▶ _Written exercise_:
Each entry below must be repeated exactly, with pictures left out.
--- begin ---
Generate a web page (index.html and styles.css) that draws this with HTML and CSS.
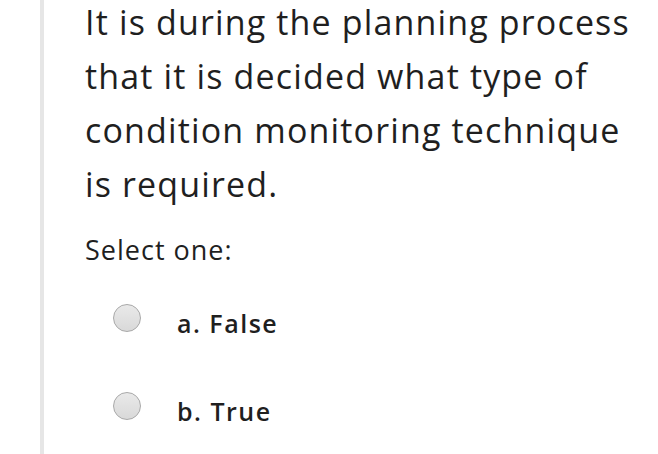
FILE: index.html
```html
<!DOCTYPE html>
<html>
<head>
<meta charset="utf-8">
<link rel="stylesheet" href="styles.css">
</head>
<body>
<div class="card-above"></div>
<div class="question">
  <div class="qtext">It is during the planning process<br>that it is decided what type of<br>condition monitoring technique<br>is required.</div>
  <div class="prompt">Select one:</div>
  <div class="answers">
    <label class="option"><span class="radio"></span><span class="label">a. False</span></label>
    <label class="option"><span class="radio"></span><span class="label">b. True</span></label>
  </div>
</div>
</body>
</html>
```
FILE: styles.css
```css
html, body {
  margin: 0;
  padding: 0;
  background: #ffffff;
  height: 454px;
  overflow: hidden;
}
body {
  font-family: "Open Sans", sans-serif;
  color: #1f1f1f;
}
.card-above {
  height: 0;
  margin: 0 20px 0 60px;
  box-shadow: 0 2px 8px rgba(0, 0, 0, 0.06);
}
.question {
  margin-left: 40px;
  border-left: 4px solid #e6e6e6;
  padding-left: 41px;
  height: 460px;
}
.qtext {
  font-size: 34px;
  letter-spacing: 1.15px;
  line-height: 54px;
  margin-top: -5px;
  white-space: nowrap;
}
.prompt {
  font-size: 27px;
  letter-spacing: 1px;
  line-height: 36px;
  margin-top: 21px;
}
.answers {
  display: flex;
  flex-direction: column;
  gap: 52px;
  margin-top: 37px;
  padding-left: 28px;
}
.option {
  display: flex;
  align-items: center;
  height: 36px;
}
.radio {
  width: 26px;
  height: 26px;
  border-radius: 50%;
  border: 1px solid #a8a8a8;
  background: linear-gradient(#e9e9e9, #d9d9d9);
  box-sizing: content-box;
  margin-bottom: 10px;
}
.label {
  font-size: 25px;
  font-weight: 600;
  letter-spacing: 1.5px;
  margin-left: 36px;
}
```
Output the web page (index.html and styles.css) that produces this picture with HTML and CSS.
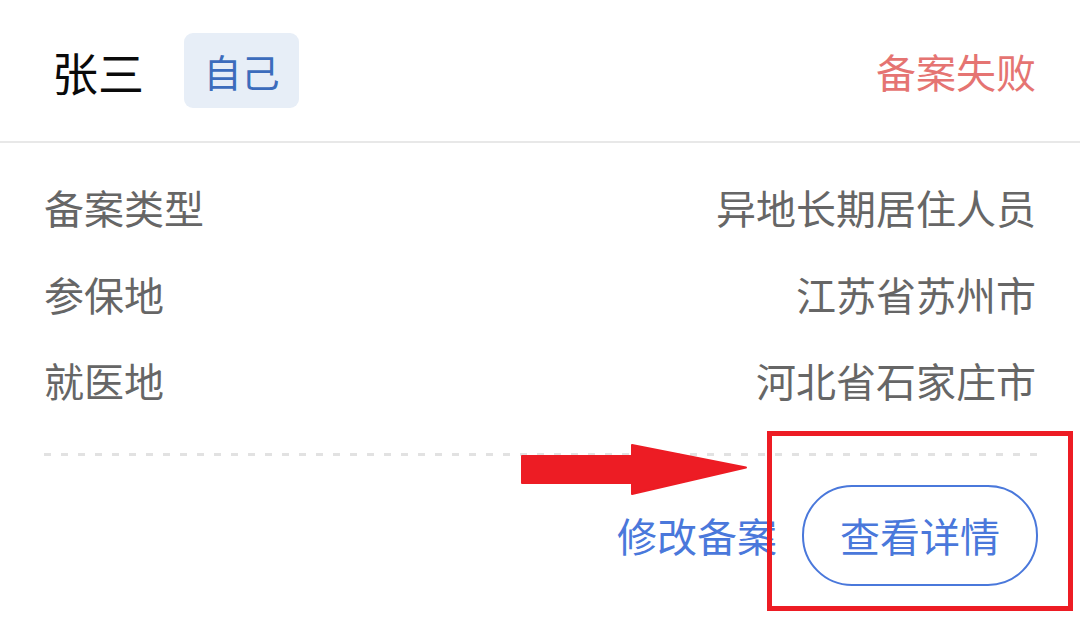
FILE: index.html
```html
<!DOCTYPE html>
<html lang="zh-CN">
<head>
    <meta charset="UTF-8">
    <meta name="viewport" content="width=device-width, initial-scale=1.0">
    <title>备案记录</title>
    <link rel="stylesheet" href="styles.css">
</head>
<body>

    <div class="card">
        <div class="card-header">
            <div class="person">
                <span class="person-name">张三</span>
                <span class="tag">自己</span>
            </div>
            <span class="status status-fail">备案失败</span>
        </div>

        <div class="card-body">
            <div class="info-row">
                <span class="info-label">备案类型</span>
                <span class="info-value">异地长期居住人员</span>
            </div>
            <div class="info-row">
                <span class="info-label">参保地</span>
                <span class="info-value">江苏省苏州市</span>
            </div>
            <div class="info-row">
                <span class="info-label">就医地</span>
                <span class="info-value">河北省石家庄市</span>
            </div>
        </div>

        <div class="card-footer">
            <a class="link-btn" href="#">修改备案</a>
            <a class="pill-btn" href="#">查看详情</a>
        </div>

        <!-- 标注 -->
        <svg class="mark-arrow" width="230" height="56" viewBox="0 0 230 56">
            <path d="M2 13 H112 V2 L226 24.5 L112 51 V40 H2 Z" fill="#ed1c24" stroke="#ed1c24" stroke-width="2" stroke-linejoin="round"/>
        </svg>
        <div class="mark-box"></div>
    </div>

</body>
</html>
```

FILE: styles.css
```css
/* 基础 */
body {
    font-family: "Noto Sans CJK SC", "Noto Sans", sans-serif;
    background-color: #fff;
    color: #333;
    margin: 0;
    padding: 0;
}
a {
    text-decoration: none;
}
.card {
    position: relative;
    width: 1080px;
    height: 618px;
    background-color: #fff;
    overflow: hidden;
}

/* 头部 */
.card-header {
    height: 141px;
    display: flex;
    align-items: center;
    justify-content: space-between;
    padding: 0 44px 0 52px;
    border-bottom: 2px solid #e8e8e8;
}
.person {
    display: flex;
    align-items: center;
    gap: 40px;
}
.person-name {
    font-size: 46px;
    line-height: 1;
    color: #0a0a0a;
}
.tag {
    display: flex;
    align-items: center;
    justify-content: center;
    width: 115px;
    height: 75px;
    border-radius: 9px;
    background-color: #e7eef7;
    color: #3c6cbc;
    font-size: 38px;
    line-height: 1;
}
.status {
    font-size: 40px;
    line-height: 1;
}
.status-fail {
    color: #e57472;
}

/* 信息 */
.card-body {
    padding: 21px 44px 0;
}
.info-row {
    display: flex;
    justify-content: space-between;
    align-items: center;
    height: 86.5px;
    font-size: 40px;
    color: #666;
}

/* 底部 */
.card-footer {
    margin: 29px 42px 0 44px;
    padding-top: 32px;
    display: flex;
    justify-content: flex-end;
    align-items: center;
    gap: 25px;
    background-image: linear-gradient(to right, #e2e2e2 7px, transparent 7px);
    background-size: 17px 3px;
    background-repeat: repeat-x;
    background-position: 0 0;
}
.link-btn {
    font-size: 40px;
    color: #4a78db;
}
.pill-btn {
    display: flex;
    align-items: center;
    justify-content: center;
    width: 232px;
    height: 97px;
    border: 2px solid #4a78db;
    border-radius: 50px;
    font-size: 40px;
    color: #4a78db;
}

/* 标注 */
.mark-arrow {
    position: absolute;
    left: 520px;
    top: 443px;
}
.mark-box {
    position: absolute;
    left: 767px;
    top: 431px;
    width: 296px;
    height: 170px;
    border: 5px solid #ed1c24;
}
```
--- end ---
▶ _Task response_:
Generate a web page (index.html and styles.css) that draws this with HTML and CSS.
FILE: index.html
```html
<!DOCTYPE html>
<html>
<head>
<meta charset="utf-8">
<link rel="stylesheet" href="styles.css">
</head>
<body>
<div class="card-above"></div>
<div class="question">
  <div class="qtext">It is during the planning process<br>that it is decided what type of<br>condition monitoring technique<br>is required.</div>
  <div class="prompt">Select one:</div>
  <div class="answers">
    <label class="option"><span class="radio"></span><span class="label">a. False</span></label>
    <label class="option"><span class="radio"></span><span class="label">b. True</span></label>
  </div>
</div>
</body>
</html>
```
FILE: styles.css
```css
html, body {
  margin: 0;
  padding: 0;
  background: #ffffff;
  height: 454px;
  overflow: hidden;
}
body {
  font-family: "Open Sans", sans-serif;
  color: #1f1f1f;
}
.card-above {
  height: 0;
  margin: 0 20px 0 60px;
  box-shadow: 0 2px 8px rgba(0, 0, 0, 0.06);
}
.question {
  margin-left: 40px;
  border-left: 4px solid #e6e6e6;
  padding-left: 41px;
  height: 460px;
}
.qtext {
  font-size: 34px;
  letter-spacing: 1.15px;
  line-height: 54px;
  margin-top: -5px;
  white-space: nowrap;
}
.prompt {
  font-size: 27px;
  letter-spacing: 1px;
  line-height: 36px;
  margin-top: 21px;
}
.answers {
  display: flex;
  flex-direction: column;
  gap: 52px;
  margin-top: 37px;
  padding-left: 28px;
}
.option {
  display: flex;
  align-items: center;
  height: 36px;
}
.radio {
  width: 26px;
  height: 26px;
  border-radius: 50%;
  border: 1px solid #a8a8a8;
  background: linear-gradient(#e9e9e9, #d9d9d9);
  box-sizing: content-box;
  margin-bottom: 10px;
}
.label {
  font-size: 25px;
  font-weight: 600;
  letter-spacing: 1.5px;
  margin-left: 36px;
}
```
Output the web page (index.html and styles.css) that produces this picture with HTML and CSS.
FILE: index.html
```html
<!DOCTYPE html>
<html lang="zh-CN">
<head>
    <meta charset="UTF-8">
    <meta name="viewport" content="width=device-width, initial-scale=1.0">
    <title>备案记录</title>
    <link rel="stylesheet" href="styles.css">
</head>
<body>

    <div class="card">
        <div class="card-header">
            <div class="person">
                <span class="person-name">张三</span>
                <span class="tag">自己</span>
            </div>
            <span class="status status-fail">备案失败</span>
        </div>

        <div class="card-body">
            <div class="info-row">
                <span class="info-label">备案类型</span>
                <span class="info-value">异地长期居住人员</span>
            </div>
            <div class="info-row">
                <span class="info-label">参保地</span>
                <span class="info-value">江苏省苏州市</span>
            </div>
            <div class="info-row">
                <span class="info-label">就医地</span>
                <span class="info-value">河北省石家庄市</span>
            </div>
        </div>

        <div class="card-footer">
            <a class="link-btn" href="#">修改备案</a>
            <a class="pill-btn" href="#">查看详情</a>
        </div>

        <!-- 标注 -->
        <svg class="mark-arrow" width="230" height="56" viewBox="0 0 230 56">
            <path d="M2 13 H112 V2 L226 24.5 L112 51 V40 H2 Z" fill="#ed1c24" stroke="#ed1c24" stroke-width="2" stroke-linejoin="round"/>
        </svg>
        <div class="mark-box"></div>
    </div>

</body>
</html>
```

FILE: styles.css
```css
/* 基础 */
body {
    font-family: "Noto Sans CJK SC", "Noto Sans", sans-serif;
    background-color: #fff;
    color: #333;
    margin: 0;
    padding: 0;
}
a {
    text-decoration: none;
}
.card {
    position: relative;
    width: 1080px;
    height: 618px;
    background-color: #fff;
    overflow: hidden;
}

/* 头部 */
.card-header {
    height: 141px;
    display: flex;
    align-items: center;
    justify-content: space-between;
    padding: 0 44px 0 52px;
    border-bottom: 2px solid #e8e8e8;
}
.person {
    display: flex;
    align-items: center;
    gap: 40px;
}
.person-name {
    font-size: 46px;
    line-height: 1;
    color: #0a0a0a;
}
.tag {
    display: flex;
    align-items: center;
    justify-content: center;
    width: 115px;
    height: 75px;
    border-radius: 9px;
    background-color: #e7eef7;
    color: #3c6cbc;
    font-size: 38px;
    line-height: 1;
}
.status {
    font-size: 40px;
    line-height: 1;
}
.status-fail {
    color: #e57472;
}

/* 信息 */
.card-body {
    padding: 21px 44px 0;
}
.info-row {
    display: flex;
    justify-content: space-between;
    align-items: center;
    height: 86.5px;
    font-size: 40px;
    color: #666;
}

/* 底部 */
.card-footer {
    margin: 29px 42px 0 44px;
    padding-top: 32px;
    display: flex;
    justify-content: flex-end;
    align-items: center;
    gap: 25px;
    background-image: linear-gradient(to right, #e2e2e2 7px, transparent 7px);
    background-size: 17px 3px;
    background-repeat: repeat-x;
    background-position: 0 0;
}
.link-btn {
    font-size: 40px;
    color: #4a78db;
}
.pill-btn {
    display: flex;
    align-items: center;
    justify-content: center;
    width: 232px;
    height: 97px;
    border: 2px solid #4a78db;
    border-radius: 50px;
    font-size: 40px;
    color: #4a78db;
}

/* 标注 */
.mark-arrow {
    position: absolute;
    left: 520px;
    top: 443px;
}
.mark-box {
    position: absolute;
    left: 767px;
    top: 431px;
    width: 296px;
    height: 170px;
    border: 5px solid #ed1c24;
}
```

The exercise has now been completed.